Kudeta Militer Munculkan Ancaman Konflik Antaretnis di Myanmar
- dw
Sebanyak 20 kelompok pemberontak etnis di Myanmar saat ini berperang melawan militer demi hak otonomi khusus bagi wilayah perbatasan terluar Myanmar. Perang saudara antara lain berkecamuk di negara bagian Shan, Kachin, Karen dan Rakhine.
Myanmar adalah sebuah negara multietnis yang didominasi etnis Bamar. Mereka mewakili hampir 70% populasi penduduk, dan mendiami wilayah paling subur di Myanmar di sekitar sungai Irrawady.

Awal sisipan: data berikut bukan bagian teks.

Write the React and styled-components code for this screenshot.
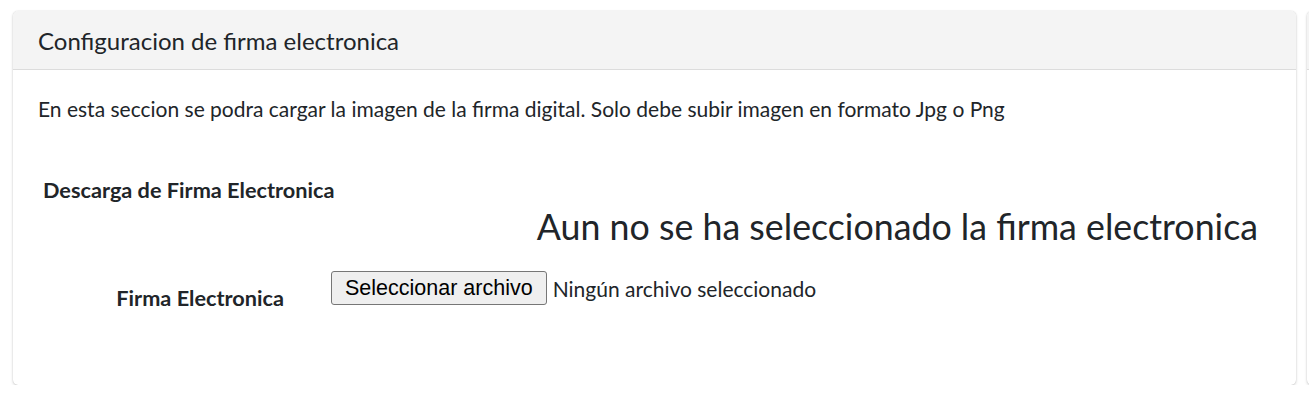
import React from "react";
import styled, { createGlobalStyle } from "styled-components";

const GlobalStyle = createGlobalStyle`
  html, body {
    margin: 0;
    padding: 0;
    background: #ffffff;
    overflow: hidden;
  }

  body {
    font-family: "Source Sans Pro", Lato, "Liberation Sans", sans-serif;
    font-size: 21px;
    color: #212529;
  }
`;

const Page = styled.div`
  display: flex;
  gap: 11px;
  padding: 11px 0 0 13px;
  width: max-content;
`;

const Card = styled.section`
  flex-shrink: 0;
  width: ${(p) => p.width}px;
  background: #fff;
  border-radius: 5px;
  box-shadow: 0 0 1px rgba(0, 0, 0, 0.2), 0 1px 3px rgba(0, 0, 0, 0.18);
  overflow: hidden;
`;

const CardHeader = styled.header`
  height: 58px;
  display: flex;
  align-items: center;
  padding: 0 25px;
  background: #f4f4f4;
  border-bottom: 1px solid #dcdcdc;
`;

const CardTitle = styled.h3`
  margin: 0;
  font-size: 24px;
  font-weight: 400;
  color: #212529;
`;

const CardBody = styled.div`
  padding: 26px 25px 74px;
`;

const Intro = styled.p`
  margin: 0 0 55px;
  line-height: 26px;
`;

const SectionTitle = styled.h5`
  margin: 0 0 0 5px;
  font-size: 21.7px;
  font-weight: 700;
  line-height: 26px;
`;

const Preview = styled.div`
  display: flex;
  justify-content: flex-end;
  padding-right: 13px;
  font-size: 35.75px;
  font-weight: 400;
  line-height: 48px;
  margin-bottom: 14px;
`;

const FormRow = styled.div`
  display: grid;
  grid-template-columns: 293px 1fr;
  align-items: center;
`;

const Label = styled.label`
  text-align: right;
  padding-right: 47px;
  padding-top: 20px;
  font-size: 21.7px;
  font-weight: 700;
`;

const FilePicker = styled.div`
  display: flex;
  align-items: center;
  gap: 6px;
`;

const FileButton = styled.button`
  height: 34px;
  padding: 0 13px;
  font-family: "Liberation Sans", Arial, sans-serif;
  font-size: 21.5px;
  color: #000;
  background: #efefef;
  border: 1px solid #767676;
  border-radius: 3px;
`;

const FileName = styled.span`
  color: #212529;
`;

function App() {
  return (
    <>
      <GlobalStyle />
      <Page>
        <Card width={1283}>
          <CardHeader>
            <CardTitle>Configuracion de firma electronica</CardTitle>
          </CardHeader>
          <CardBody>
            <Intro>
              En esta seccion se podra cargar la imagen de la firma digital. Solo debe subir
              imagen en formato Jpg o Png
            </Intro>
            <SectionTitle>Descarga de Firma Electronica</SectionTitle>
            <Preview>Aun no se ha seleccionado la firma electronica</Preview>
            <FormRow>
              <Label>Firma Electronica</Label>
              <FilePicker>
                <FileButton type="button">Seleccionar archivo</FileButton>
                <FileName>Ningún archivo seleccionado</FileName>
              </FilePicker>
            </FormRow>
          </CardBody>
        </Card>
        <Card width={600}>
          <CardHeader />
        </Card>
      </Page>
    </>
  );
}

export default App;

Jatuhnya pemerintahan sipil di Myanmar sebabnya dikhawatirkan bakal menghentikan tren desentralisasi dan mengakhiri proses damai yang rapuh. Sejak tahun 1949 pemerintah pusat Myanmar terlilit perang tanpa henti dengan berbagai kelompok etnis di seluruh penjuru negeri.
Kebanyakan menuntut otonomi luas, seperti yang dijanjikan ayah Aung San Suu Kyi, Jendral Aung San, dalam Perjanjian Panglong 1947, yang menyepakati sistem pemerintahan federal dengan hak penuh bagi etnis minoritas. Aung San dibunuh tidak lama setelah membubuhkan tandatangannya.
Selama puluhan tahun setelahnya, kekuasaan para jendral membuahkan ragam catatan pelanggaran HAM berat, mulai dari pembunuhan ekstra yudisial, pemerkosaan massal atau pemusnahan desa-desa penduduk.
"Ketika militer Myanmar datang, warga etnik Shan, Kachin, Mon, Karen dan lainnya akan lari ke hutan,” kata Phil Robertson, Wakil Direktur Human Rights Asia. "Kejahatan terhadap warga etnis oleh militer menyebar luas, sistematis dan dilakukan dengan impunitas.”
Kejahatan HAM
Saat proses demokratisasi dimulai 2011 silam, sejumlah kelompok menyepakati gencatan senjata dengan pemerintah. Pada 2015, tokoh-tokoh etnis minoritas dan pemerintah sipil menyepakati perjanjian gencatan senjata nasional. Di tahun yang sama, kelompok-kelompok etnis Myanmar menggelar konferensi damai untuk mengenang Perjanjian Panglong.